Wallis alleges that since Coney, the appellate court cases have found that the former rule--that unforeseeable misuse goes to the liability issue--has been replaced by the rule that unforeseeable misuse constitutes comparative fault, a damage-reducing factor (and an affirmative defense already pled by Townsend). She cites several appellate court decisions which have held that misuse--defined as a use which is neither intended nor foreseeable--is an affirmative defense which operates to reduce the plaintiff's damages. See Arellano v. SGL Abrasives, 246 Ill. App.3d 1002, 1010 (1st Dist. 1993); Varilek v. Mitchell Engineering Co., 200 Ill. App.3d 649, 666 (1st Dist. 1990); Byrne v. SCM Corp., 182 Ill. App.3d 523, 554 (4th Dist. 1989).
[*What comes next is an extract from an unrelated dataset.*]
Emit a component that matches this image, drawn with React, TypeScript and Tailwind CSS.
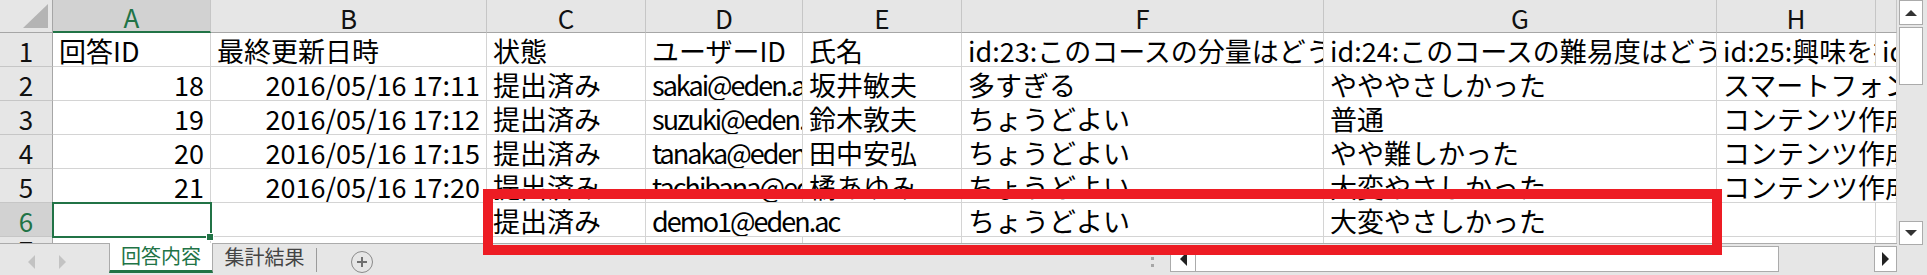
import clsx from 'clsx';

type Cell = { t?: string; r?: boolean; span?: boolean };

const cols = ['A', 'B', 'C', 'D', 'E', 'F', 'G', 'H', ''];

const rows: Cell[][] = [
  [
    { t: '回答ID' },
    { t: '最終更新日時' },
    { t: '状態' },
    { t: 'ユーザーID' },
    { t: '氏名' },
    { t: 'id:23:このコースの分量はどうでしたか？' },
    { t: 'id:24:このコースの難易度はどうでしたか？' },
    { t: 'id:25:興味を抱いたトピックは？' },
    { t: 'id:26:感想' },
  ],
  [
    { t: '18', r: true },
    { t: '2016/05/16 17:11', r: true },
    { t: '提出済み' },
    { t: 'sakai@eden.ac' },
    { t: '坂井敏夫' },
    { t: '多すぎる' },
    { t: 'やややさしかった' },
    { t: 'スマートフォンアプリ', span: true },
  ],
  [
    { t: '19', r: true },
    { t: '2016/05/16 17:12', r: true },
    { t: '提出済み' },
    { t: 'suzuki@eden.ac' },
    { t: '鈴木敦夫' },
    { t: 'ちょうどよい' },
    { t: '普通' },
    { t: 'コンテンツ作成', span: true },
  ],
  [
    { t: '20', r: true },
    { t: '2016/05/16 17:15', r: true },
    { t: '提出済み' },
    { t: 'tanaka@eden.ac' },
    { t: '田中安弘' },
    { t: 'ちょうどよい' },
    { t: 'やや難しかった' },
    { t: 'コンテンツ作成', span: true },
  ],
  [
    { t: '21', r: true },
    { t: '2016/05/16 17:20', r: true },
    { t: '提出済み' },
    { t: 'tachibana@eden.ac' },
    { t: '橘あゆみ' },
    { t: 'ちょうどよい' },
    { t: '大変やさしかった' },
    { t: 'コンテンツ作成', span: true },
  ],
  [
    {},
    {},
    { t: '提出済み' },
    { t: 'demo1@eden.ac', span: true },
    { t: 'ちょうどよい' },
    { t: '大変やさしかった' },
    {},
    {},
  ],
  [{}, {}, {}, {}, {}, {}, {}, {}, {}],
];

function Tri({ dir, className }: { dir: 'up' | 'down' | 'left' | 'right'; className?: string }) {
  const pts = {
    up: '0,6 6,0 12,6',
    down: '0,0 12,0 6,6',
    left: '7,0 7,14 0,7',
    right: '0,0 0,14 7,7',
  }[dir];
  const vb = dir === 'up' || dir === 'down' ? '0 0 12 6' : '0 0 7 14';
  return (
    <svg viewBox={vb} className={className}>
      <polygon points={pts} fill="currentColor" />
    </svg>
  );
}

function Grid() {
  return (
    <div className="h-[243px] overflow-hidden bg-white">
      <div className="grid grid-cols-[53px_158px_276px_159px_157px_159px_362px_393px_159px_21px] grid-rows-[33px_34px_34px_34px_34px_34px_34px]">
        {/* corner */}
        <div className="flex items-end justify-end border-r border-b border-[#a6a6a6] bg-[#e6e6e6] pr-[3px] pb-[4px]">
          <svg width="26" height="24" viewBox="0 0 26 24">
            <polygon points="25,0 25,24 0,24" fill="#b4b4b4" />
          </svg>
        </div>
        {cols.map((c, i) => (
          <div
            key={'h' + i}
            className={clsx(
              'flex items-end justify-center pb-[1px] text-[26px] leading-none',
              i === 0
                ? 'border-b-2 border-b-[#217346] bg-[#d2d2d2] text-[#217346]'
                : 'border-b border-b-[#a6a6a6] bg-[#e6e6e6] text-[#111]',
              'border-r border-r-[#c6c6c6]',
            )}
          >
            {c}
          </div>
        ))}
        {rows.map((row, ri) => [
          <div
            key={'r' + ri}
            className={clsx(
              'flex items-end justify-center border-r border-b border-r-[#a6a6a6] border-b-[#c6c6c6] pb-[2px] text-[26px] leading-none',
              ri === 5 ? 'bg-[#d2d2d2] text-[#217346]' : 'bg-[#e6e6e6] text-[#111]',
            )}
          >
            {ri + 1}
          </div>,
          ...row.map((c, ci) => (
            <div
              key={ri + '-' + ci}
              className={clsx(
                'flex items-end overflow-hidden whitespace-nowrap border-r border-b border-[#d4d4d4] px-[6px] pb-[2px] text-[27px] leading-none text-black',
                c.r && 'justify-end',
                c.span && 'col-span-2',
                ci === 3 && ri > 0 && 'tracking-[-2px]',
              )}
            >
              <span>{c.t}</span>
            </div>
          )),
        ])}
      </div>
    </div>
  );
}

function SheetTabs() {
  return (
    <div className="flex h-[32px] text-[20px] leading-none">
      <div className="flex w-[109px] items-start gap-[24px] border-t border-[#ababab] pt-[11px] pl-[28px] text-[#c3c3c3]">
        <Tri dir="left" className="h-[14px] w-[7px]" />
        <Tri dir="right" className="h-[14px] w-[7px]" />
      </div>
      <div className="flex h-[30px] w-[104px] items-start justify-center border-x border-b-[3px] border-x-[#ababab] border-b-[#217346] bg-white pt-[3px] text-[#217346]">
        回答内容
      </div>
      <div className="flex w-[103px] items-start justify-center border-t border-[#ababab] pt-[3px] text-[#444]">
        集計結果
      </div>
      <div className="flex w-[831px] items-start border-t border-[#ababab]">
        <div className="mt-[4px] h-[24px] w-px bg-[#9b9b9b]" />
        <div className="mt-[7px] ml-[34px] flex h-[22px] w-[22px] items-center justify-center rounded-full border-[1.5px] border-[#8a8a8a]">
          <svg width="12" height="12" viewBox="0 0 12 12">
            <path d="M6 1v10M1 6h10" stroke="#6f6f6f" strokeWidth="2" />
          </svg>
        </div>
      </div>
      <div className="flex w-[23px] flex-col items-start gap-[4px] border-t border-[#ababab] pt-[13px] pl-[4px]">
        <div className="h-[3px] w-[3px] bg-[#a6a6a6]" />
        <div className="h-[3px] w-[3px] bg-[#a6a6a6]" />
      </div>
      <div className="flex flex-1 items-start border-t border-[#ababab] pt-[2px]">
        <div className="flex h-[26px] w-[26px] items-center justify-center border border-[#ababab] bg-white text-[#222]">
          <Tri dir="left" className="h-[14px] w-[7px]" />
        </div>
        <div className="h-[26px] w-[583px] border-y border-r border-[#ababab] bg-white" />
        <div className="flex-1" />
        <div className="flex h-[26px] w-[23px] items-center justify-center border border-[#ababab] bg-white text-[#222]">
          <Tri dir="right" className="h-[14px] w-[7px]" />
        </div>
      </div>
    </div>
  );
}

function VScroll() {
  return (
    <div className="flex w-[30px] flex-col">
      <div className="flex h-[245px] flex-col pl-[2px] pr-[4px]">
        <div className="flex h-[25px] items-center justify-center border border-[#ababab] bg-white text-[#333]">
          <Tri dir="up" className="h-[6px] w-[12px]" />
        </div>
        <div className="mt-[2px] h-[58px] border border-[#ababab] bg-white" />
        <div className="flex-1" />
        <div className="flex h-[24px] items-center justify-center border border-[#ababab] bg-white text-[#333]">
          <Tri dir="down" className="h-[6px] w-[12px]" />
        </div>
      </div>
      <div className="flex-1" />
    </div>
  );
}

export default function App() {
  return (
    <div className="relative flex h-[275px] w-[1927px] overflow-hidden bg-[#e6e6e6] font-['Noto_Sans_CJK_JP',sans-serif]">
      <div className="flex w-[1897px] flex-col">
        <Grid />
        <SheetTabs />
      </div>
      <VScroll />

      {/* selected cell A6 */}
      <div className="absolute top-[202px] left-[52px] h-[36px] w-[160px] border-2 border-[#217346]" />
      <div className="absolute top-[233px] left-[206px] h-[8px] w-[8px] border border-white bg-[#217346]" />

      {/* red annotation box */}
      <div className="absolute top-[189px] left-[483px] h-[66px] w-[1239px] border-[10px] border-[#ed1c24]" />
    </div>
  );
}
Accordingly, Wallis alleges that the defense of misuse of the product is no longer a proper affirmative defense on the issue of Townsend's liability on her products liability claim.

(B).

The Court will Deny Townsend's motion. The trial date has been set for almost five months and will not be continued at this late date in order for a party to assert an affirmative defense. Although the facts upon which the motion is based were disclosed in discovery early in the litigation, the Court finds that Wallis would suffer at least some prejudice by her inability to conduct discovery on the proposed affirmative defense. Wallis earlier sought and was granted partial summary judgment on certain other affirmative defenses asserted by Townsend. She would not have that opportunity if Townsend were permitted to assert the affirmative defense.

The Court further concludes that allowing the motion would serve little purpose, for the reasons noted in that portion of Wallis's response brief which pertains to whether the defense of product misuse is allowed under Illinois law. In short, the Court concludes that the proposed defense is encompassed within comparative fault, a damage-reducing factor which has already been pled by Townsend. Accordingly, the Court will DENY Townsend's motion to amend/correct its answer.

Ergo, the Defendant's motion in limine [d/e 91] is DENIED. The Defendant's motion to amend/correct its answer to state an additional affirmative defense [d/e 96] is DENIED.